» **Dataset extract**
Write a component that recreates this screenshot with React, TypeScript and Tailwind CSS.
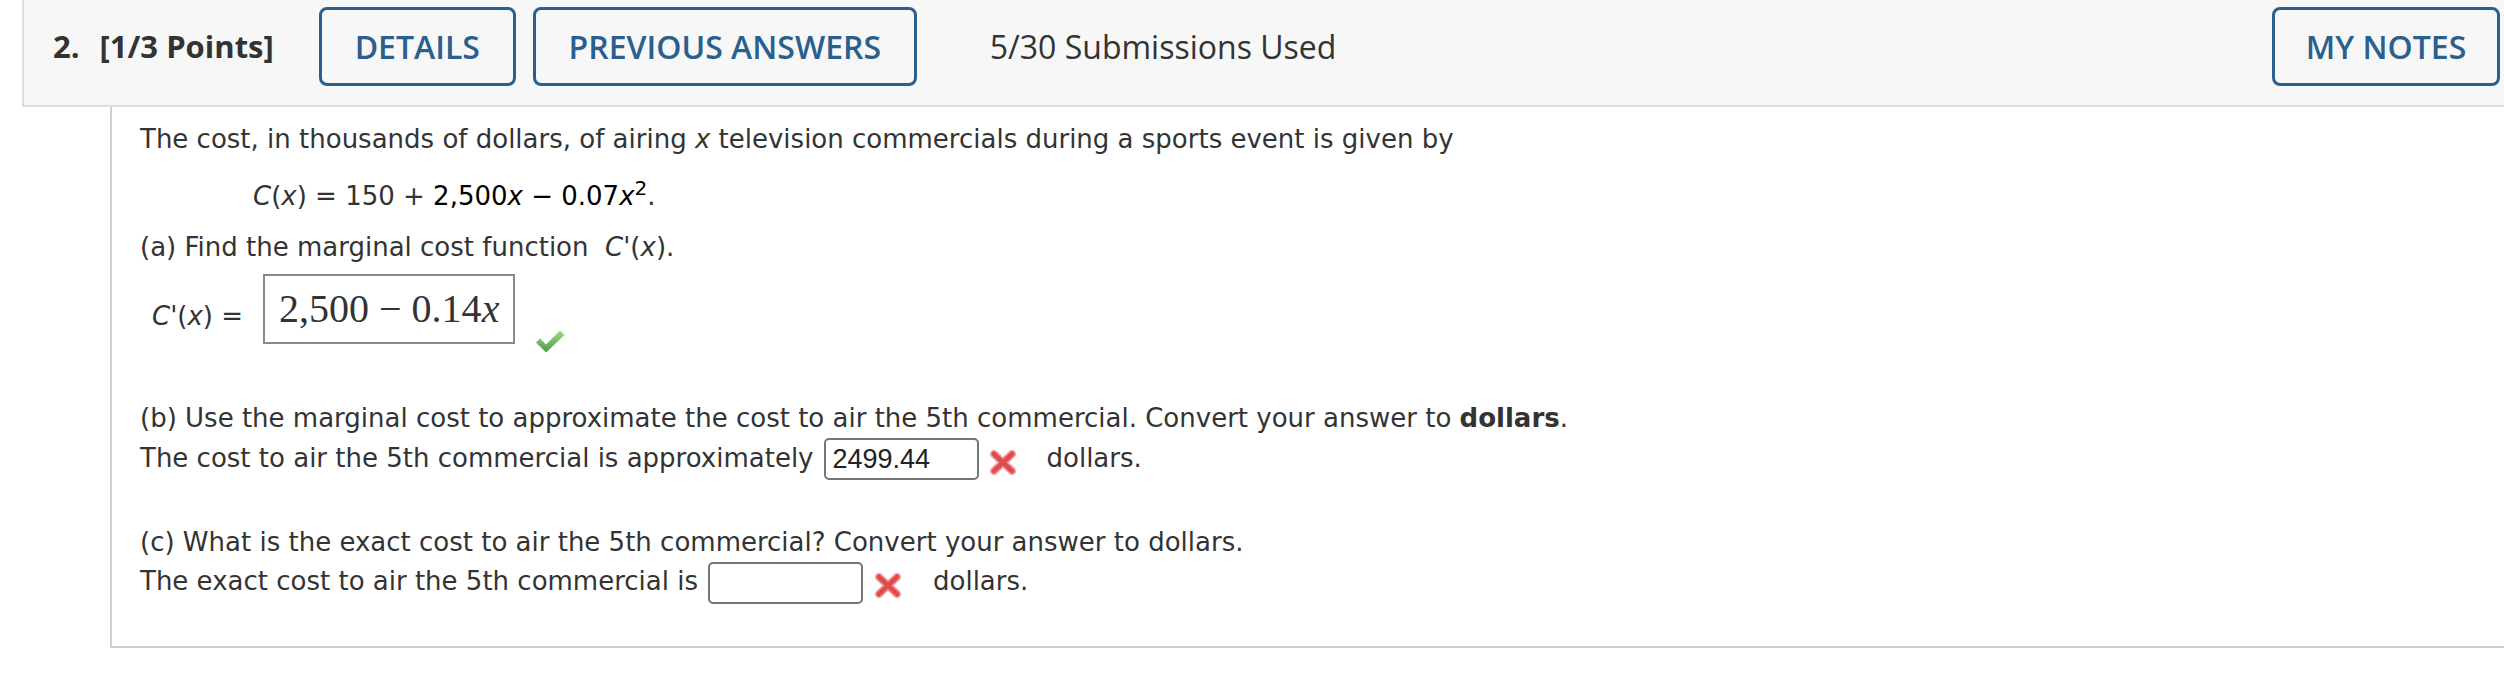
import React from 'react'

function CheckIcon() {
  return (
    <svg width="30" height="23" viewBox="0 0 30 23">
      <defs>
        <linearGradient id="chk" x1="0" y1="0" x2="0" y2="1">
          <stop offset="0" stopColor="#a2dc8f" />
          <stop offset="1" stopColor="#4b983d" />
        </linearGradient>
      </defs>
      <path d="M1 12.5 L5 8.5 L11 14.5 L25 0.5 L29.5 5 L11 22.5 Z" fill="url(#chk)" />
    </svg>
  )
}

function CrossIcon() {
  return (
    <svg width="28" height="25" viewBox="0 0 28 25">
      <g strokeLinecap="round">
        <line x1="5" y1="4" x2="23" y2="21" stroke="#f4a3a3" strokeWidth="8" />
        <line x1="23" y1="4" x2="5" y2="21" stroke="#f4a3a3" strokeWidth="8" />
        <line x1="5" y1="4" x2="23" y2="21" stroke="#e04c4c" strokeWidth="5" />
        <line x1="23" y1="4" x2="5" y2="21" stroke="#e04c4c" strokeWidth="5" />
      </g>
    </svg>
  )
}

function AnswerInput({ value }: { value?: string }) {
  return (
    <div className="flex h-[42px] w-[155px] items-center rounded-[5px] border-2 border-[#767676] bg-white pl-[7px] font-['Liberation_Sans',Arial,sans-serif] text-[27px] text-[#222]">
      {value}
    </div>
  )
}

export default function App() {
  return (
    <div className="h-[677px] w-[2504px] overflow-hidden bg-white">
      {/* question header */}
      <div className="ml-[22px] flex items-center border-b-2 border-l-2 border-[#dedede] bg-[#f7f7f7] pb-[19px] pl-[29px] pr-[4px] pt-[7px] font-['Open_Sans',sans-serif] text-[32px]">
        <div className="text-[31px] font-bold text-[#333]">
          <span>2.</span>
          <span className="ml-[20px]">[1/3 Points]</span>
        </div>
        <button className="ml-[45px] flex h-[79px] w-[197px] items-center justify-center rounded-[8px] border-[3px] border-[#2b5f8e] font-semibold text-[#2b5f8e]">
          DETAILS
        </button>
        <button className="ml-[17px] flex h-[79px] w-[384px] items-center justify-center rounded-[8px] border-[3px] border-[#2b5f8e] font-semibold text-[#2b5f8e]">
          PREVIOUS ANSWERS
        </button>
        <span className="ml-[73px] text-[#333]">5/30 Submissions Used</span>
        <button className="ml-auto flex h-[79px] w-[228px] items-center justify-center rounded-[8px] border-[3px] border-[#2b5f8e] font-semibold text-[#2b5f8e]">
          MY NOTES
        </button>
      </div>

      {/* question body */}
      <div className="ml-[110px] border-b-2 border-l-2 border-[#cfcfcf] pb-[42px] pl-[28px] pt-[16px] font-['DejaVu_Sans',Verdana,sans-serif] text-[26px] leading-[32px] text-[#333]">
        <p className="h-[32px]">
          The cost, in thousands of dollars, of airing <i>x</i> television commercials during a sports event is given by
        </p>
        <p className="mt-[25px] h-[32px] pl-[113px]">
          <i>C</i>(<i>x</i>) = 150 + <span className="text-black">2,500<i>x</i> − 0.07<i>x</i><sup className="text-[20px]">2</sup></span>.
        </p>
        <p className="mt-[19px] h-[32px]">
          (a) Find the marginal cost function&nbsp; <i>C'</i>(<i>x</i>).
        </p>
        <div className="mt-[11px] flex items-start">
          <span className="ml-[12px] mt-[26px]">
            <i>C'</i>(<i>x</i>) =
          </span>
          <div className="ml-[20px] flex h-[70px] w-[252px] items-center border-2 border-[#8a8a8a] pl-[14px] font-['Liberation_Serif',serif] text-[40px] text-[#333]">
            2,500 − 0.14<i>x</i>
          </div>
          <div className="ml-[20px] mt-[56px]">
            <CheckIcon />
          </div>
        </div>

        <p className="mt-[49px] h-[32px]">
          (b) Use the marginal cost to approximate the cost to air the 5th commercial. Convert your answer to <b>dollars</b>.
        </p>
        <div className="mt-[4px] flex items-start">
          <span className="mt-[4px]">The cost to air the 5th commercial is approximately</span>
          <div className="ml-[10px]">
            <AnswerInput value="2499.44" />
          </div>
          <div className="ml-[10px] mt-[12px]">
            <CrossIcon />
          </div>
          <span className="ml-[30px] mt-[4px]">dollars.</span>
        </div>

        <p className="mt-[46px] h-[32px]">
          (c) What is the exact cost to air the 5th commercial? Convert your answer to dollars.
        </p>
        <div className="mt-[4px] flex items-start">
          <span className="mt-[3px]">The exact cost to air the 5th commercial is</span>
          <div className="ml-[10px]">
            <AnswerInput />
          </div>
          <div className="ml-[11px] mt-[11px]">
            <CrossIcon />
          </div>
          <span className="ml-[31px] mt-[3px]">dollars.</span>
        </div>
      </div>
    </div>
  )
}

» **Your objective**
Each line above is to be copied verbatim. Drop any image from the copy.

» **Output for this task**
Write a component that recreates this screenshot with React, TypeScript and Tailwind CSS.
import React from 'react'

function CheckIcon() {
  return (
    <svg width="30" height="23" viewBox="0 0 30 23">
      <defs>
        <linearGradient id="chk" x1="0" y1="0" x2="0" y2="1">
          <stop offset="0" stopColor="#a2dc8f" />
          <stop offset="1" stopColor="#4b983d" />
        </linearGradient>
      </defs>
      <path d="M1 12.5 L5 8.5 L11 14.5 L25 0.5 L29.5 5 L11 22.5 Z" fill="url(#chk)" />
    </svg>
  )
}

function CrossIcon() {
  return (
    <svg width="28" height="25" viewBox="0 0 28 25">
      <g strokeLinecap="round">
        <line x1="5" y1="4" x2="23" y2="21" stroke="#f4a3a3" strokeWidth="8" />
        <line x1="23" y1="4" x2="5" y2="21" stroke="#f4a3a3" strokeWidth="8" />
        <line x1="5" y1="4" x2="23" y2="21" stroke="#e04c4c" strokeWidth="5" />
        <line x1="23" y1="4" x2="5" y2="21" stroke="#e04c4c" strokeWidth="5" />
      </g>
    </svg>
  )
}

function AnswerInput({ value }: { value?: string }) {
  return (
    <div className="flex h-[42px] w-[155px] items-center rounded-[5px] border-2 border-[#767676] bg-white pl-[7px] font-['Liberation_Sans',Arial,sans-serif] text-[27px] text-[#222]">
      {value}
    </div>
  )
}

export default function App() {
  return (
    <div className="h-[677px] w-[2504px] overflow-hidden bg-white">
      {/* question header */}
      <div className="ml-[22px] flex items-center border-b-2 border-l-2 border-[#dedede] bg-[#f7f7f7] pb-[19px] pl-[29px] pr-[4px] pt-[7px] font-['Open_Sans',sans-serif] text-[32px]">
        <div className="text-[31px] font-bold text-[#333]">
          <span>2.</span>
          <span className="ml-[20px]">[1/3 Points]</span>
        </div>
        <button className="ml-[45px] flex h-[79px] w-[197px] items-center justify-center rounded-[8px] border-[3px] border-[#2b5f8e] font-semibold text-[#2b5f8e]">
          DETAILS
        </button>
        <button className="ml-[17px] flex h-[79px] w-[384px] items-center justify-center rounded-[8px] border-[3px] border-[#2b5f8e] font-semibold text-[#2b5f8e]">
          PREVIOUS ANSWERS
        </button>
        <span className="ml-[73px] text-[#333]">5/30 Submissions Used</span>
        <button className="ml-auto flex h-[79px] w-[228px] items-center justify-center rounded-[8px] border-[3px] border-[#2b5f8e] font-semibold text-[#2b5f8e]">
          MY NOTES
        </button>
      </div>

      {/* question body */}
      <div className="ml-[110px] border-b-2 border-l-2 border-[#cfcfcf] pb-[42px] pl-[28px] pt-[16px] font-['DejaVu_Sans',Verdana,sans-serif] text-[26px] leading-[32px] text-[#333]">
        <p className="h-[32px]">
          The cost, in thousands of dollars, of airing <i>x</i> television commercials during a sports event is given by
        </p>
        <p className="mt-[25px] h-[32px] pl-[113px]">
          <i>C</i>(<i>x</i>) = 150 + <span className="text-black">2,500<i>x</i> − 0.07<i>x</i><sup className="text-[20px]">2</sup></span>.
        </p>
        <p className="mt-[19px] h-[32px]">
          (a) Find the marginal cost function&nbsp; <i>C'</i>(<i>x</i>).
        </p>
        <div className="mt-[11px] flex items-start">
          <span className="ml-[12px] mt-[26px]">
            <i>C'</i>(<i>x</i>) =
          </span>
          <div className="ml-[20px] flex h-[70px] w-[252px] items-center border-2 border-[#8a8a8a] pl-[14px] font-['Liberation_Serif',serif] text-[40px] text-[#333]">
            2,500 − 0.14<i>x</i>
          </div>
          <div className="ml-[20px] mt-[56px]">
            <CheckIcon />
          </div>
        </div>

        <p className="mt-[49px] h-[32px]">
          (b) Use the marginal cost to approximate the cost to air the 5th commercial. Convert your answer to <b>dollars</b>.
        </p>
        <div className="mt-[4px] flex items-start">
          <span className="mt-[4px]">The cost to air the 5th commercial is approximately</span>
          <div className="ml-[10px]">
            <AnswerInput value="2499.44" />
          </div>
          <div className="ml-[10px] mt-[12px]">
            <CrossIcon />
          </div>
          <span className="ml-[30px] mt-[4px]">dollars.</span>
        </div>

        <p className="mt-[46px] h-[32px]">
          (c) What is the exact cost to air the 5th commercial? Convert your answer to dollars.
        </p>
        <div className="mt-[4px] flex items-start">
          <span className="mt-[3px]">The exact cost to air the 5th commercial is</span>
          <div className="ml-[10px]">
            <AnswerInput />
          </div>
          <div className="ml-[11px] mt-[11px]">
            <CrossIcon />
          </div>
          <span className="ml-[31px] mt-[3px]">dollars.</span>
        </div>
      </div>
    </div>
  )
}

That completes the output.